Disappointing. The past is a different country, and it’s one to which we may never return, but it’s the easiest one to hear from – especially given the prevalence of translations for those of us who speak English. The further back one goes, the more strange and different those people thought – certainly they weren’t perfect, but their different values and perspectives can teach us. Many of our collective ancestors went to great lengths to make sure that their best wisdom was recorded so that we could build on it…how often do we dive in? Of course, given that I’m watching movies like these rather than reading the works of the ancients…guess I’m not one to talk.

Simulated blast radius from a nuclear bomb launched at Washington, D.C.

When we learned this past week that there was a fire at a Ukrainian nuclear power plant, we began to get worried. A nuclear explosion would threaten nuclear war, and we live close enough to a major U.S. city that we’d probably feel some effect – maybe not have the home outright destroyed, but face the threat of radiation.

There’s an odd passage in the Bible in 2 Peter 3 where it talks about the world being “stored up for fire” – the idea that everything we see and experience is sitting around like a woodpile, and some day it’ll burn in judgment. It’s the reason why Terminator 2 was called “Judgment Day” – a reference to the idea that nuclear bombs are dropped in judgment of the human race. It’s hard not to connect the two, but at the same time people have been connecting dire events to Christ’s return for centuries. Surely the people who lived through the “Black Death” of the 12th century thought that they were living through mankind’s final days, and that the “rider on the pale horse” had come to usher in the world’s end.

Would we, the people who call on God’s name for salvation, pray earnestly for His return to the earth in glory if it meant that the preceding days, weeks, or even years were filled with suffering? If a nuclear holocaust happened prior to the end of the age, would we want it to come? Or would we want our comfort to continue? I’m sure it would be the latter, for me. It’s a difficult and morbid topic, but when war and pestilence arrive so unexpectedly and vividly, it’s a tough one to completely avoid thinking.

You’d be excused for thinking I’m dead, but not yet – just busy. The year of 2021 was a wild one, filled with a lot of extra work. I’m kind of exhausted, truth be told, and while I have ideas for posts I’ve lacked the energy and motivation to put them out there.

But tonight…tonight, I saw something that I couldn’t pass by. You see, I keep telling my wife that I’m old. There’s more than a decade between us. Truth is, I don’t look my age – I look younger. No one can tell that there’s this big age gap between us, and to be honest…I’m in middle age – I’m not old yet.
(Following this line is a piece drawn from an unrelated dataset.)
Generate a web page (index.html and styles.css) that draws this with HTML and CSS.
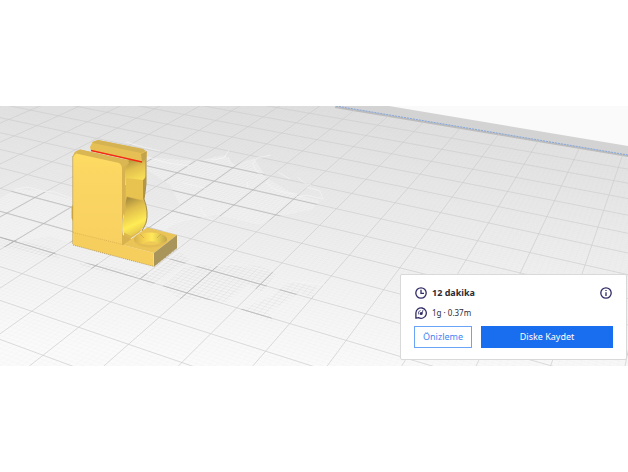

However: tonight I went looking for the Atari game Centipede to see what year it had been released. I had this game on the family’s old VIC-20 computer back in the mid-1980s. We bought it used for $30 around 1985 and then went to Toys R Us, where we found a bunch of games for it floating around for $2 – on clearance. The place I grew up in was still becoming suburban and was a bit more rural, and I remember these VIC-20 games sitting beside a Nintendo display with Robbie the Robot – the video game crash hadn’t yet rebounded.

So because of my personal history with Centipede, I have the arcade marquee as a desktop background. She mentioned that the font and art style looked very 1970s, and I went to see if it was indeed one of the few games released in the late 1970s or if it was more in the 1980 – 1981 years when arcades were at their peak. But lo and behold…where do I find the Centipede arcade game available to play as a browser game online?

It’s on the website of the AARP, along with a few other Atari games:

Atari arcade games on the AARP website

Yeah…if I wasn’t really old before, I definitely am now.